CALCETEIROS Não é só a calçada lisboeta que está em risco. A
formação de calceteiros também está a ser afectada com os tempos de
austeridade. As autarquias investem cada vez menos em novas empreitadas, conta
o calceteiro Miguel Gouveia. E, se a procura é baixa, os novos formandos também
têm consciência de que estes cursos têm pouca empregabilidade, explica.
No entanto, Miguel Gouveia acredita no futuro e está
convencido de que "haverá sempre mestres artistas a trabalhar na
calçada". Até porque são os jovens entre os 20 e 30 anos que têm mais
interesse em entrar na escola de calceteiros.

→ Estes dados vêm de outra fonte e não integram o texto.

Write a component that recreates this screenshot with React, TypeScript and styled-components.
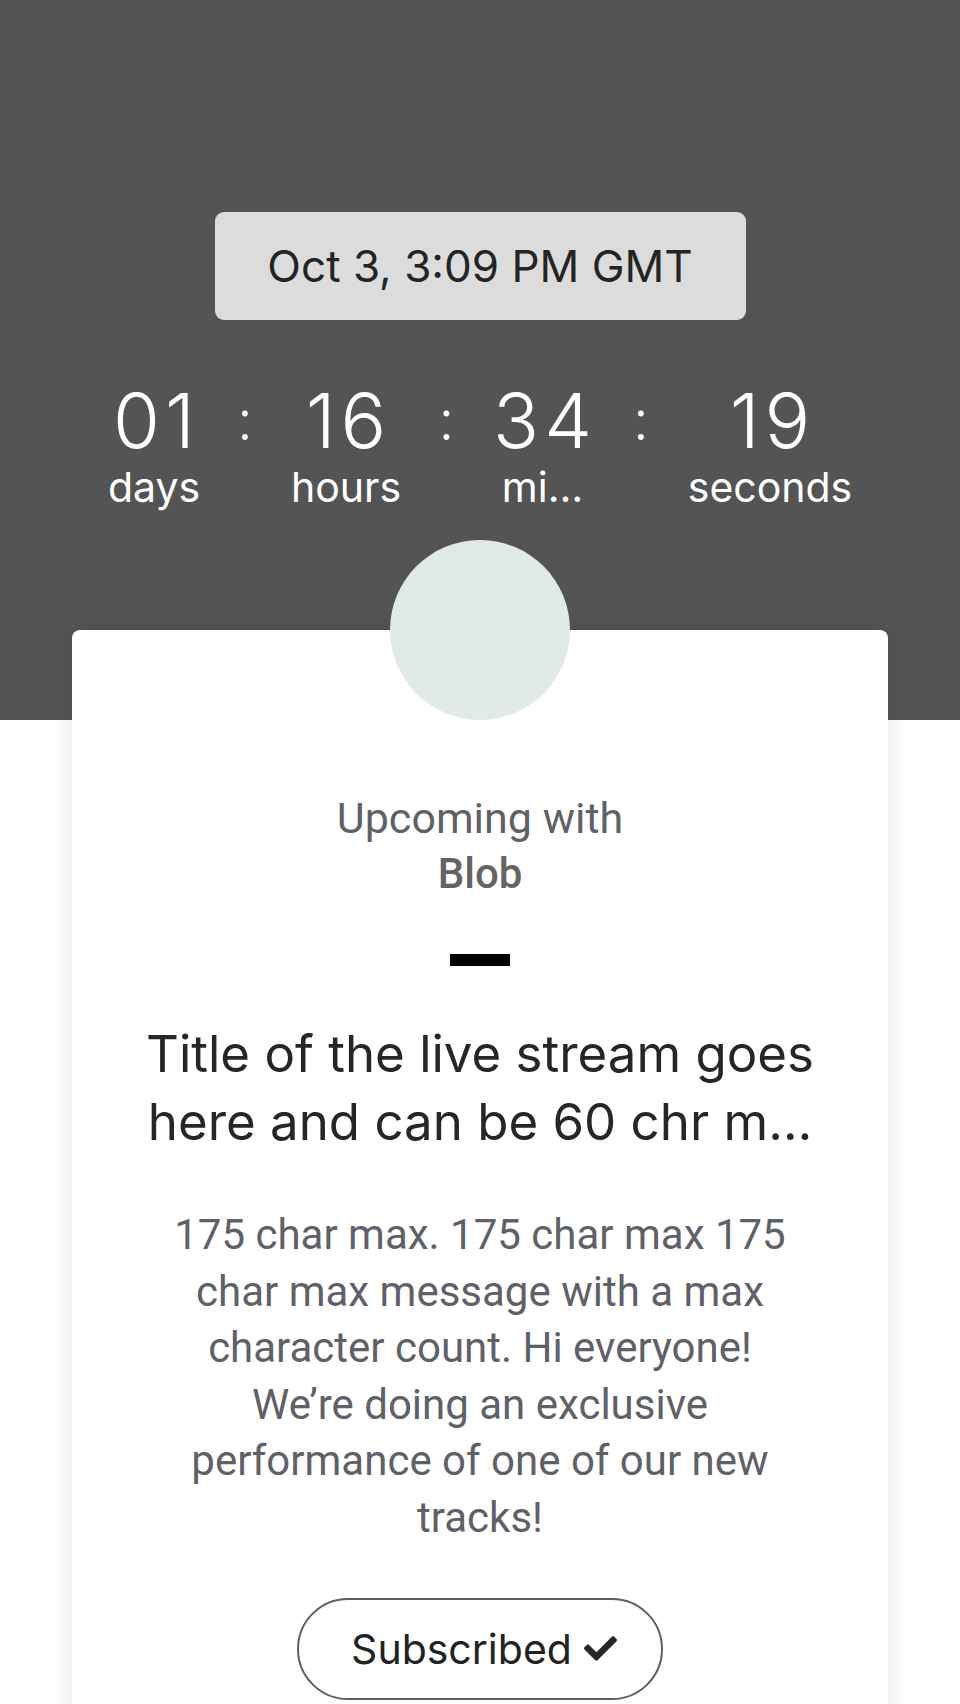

É também por isso que o formador
não desiste. Miguel Gouveia pretende incutir nos mais novos o gosto pelo
ofício: "A parte mais gratificante do meu trabalho é quando começo a
reparar que a arte surge no formando, e aí vejo que a minha alma está naquele
jovem." Essa é portanto uma das razões para acreditar que haverá sempre
mestres especialistas a sair das escolas. E esta arte precisa de bons
profissionais que saibam executar as várias técnicas que o ofício exige. A mais
popular é a calçada portuguesa, com uma orientação de 45 graus face à esquadria
da obra.
Mas há outras formas de desenhar a pedra sobre o chão. Os
mestres calceteiros distinguem a calçada à portuguesa, o malhete, a calçada a
fiada, a calçada circular, a calçada sextavada, o leque segmentado e o leque
florentino. São os próprios mestres que criam e desenvolvem novos tipos de
piso, consoante os seus gostos e estilo profissional. Em geral, a calçada mais
apreciada é a artística.
Mas a calçada não tem só pontos fortes. O seu lado mais
fraco é o betume, que, não sendo de cimento, faz levantar muitas pedras. O
mestre Miguel Gouveia não tem dúvidas em afirmar que a calçada portuguesa tem a
ver com arte, tradição e património urbanístico. O resto são
"modernices", que apesar de tudo não põem em risco o futuro da
calçada tradicional portuguesa, remata o calceteiro.
A arte que nasceu com presidiários
História A calçada portuguesa foi utilizada pela primeira
vez em Lisboa no ano de 1842, tendo sido colocada por presidiários a mando do
governador de armas do Castelo de São Jorge, Eusébio Pinheiro Furtado. O
mosaico português, outro nome para designar a calçada, é um determinado tipo de
revestimento utilizado especialmente na pavimentação de passeios.
A sua técnica resulta do calcetamento com pedras de formato
irregular, geralmente de calcário e basalto, que podem ser usadas para formar
padrões decorativos pelo contraste entre as pedras de distintas cores. Ao longo
dos anos a calçada rapidamente se espalhou um pouco por todo o país, originando
um apurado sentido artístico, bem como um conceito de funcionalidade. Em 1986
foi criada em Lisboa uma escola de calceteiros na Quinta do Conde dos Arcos.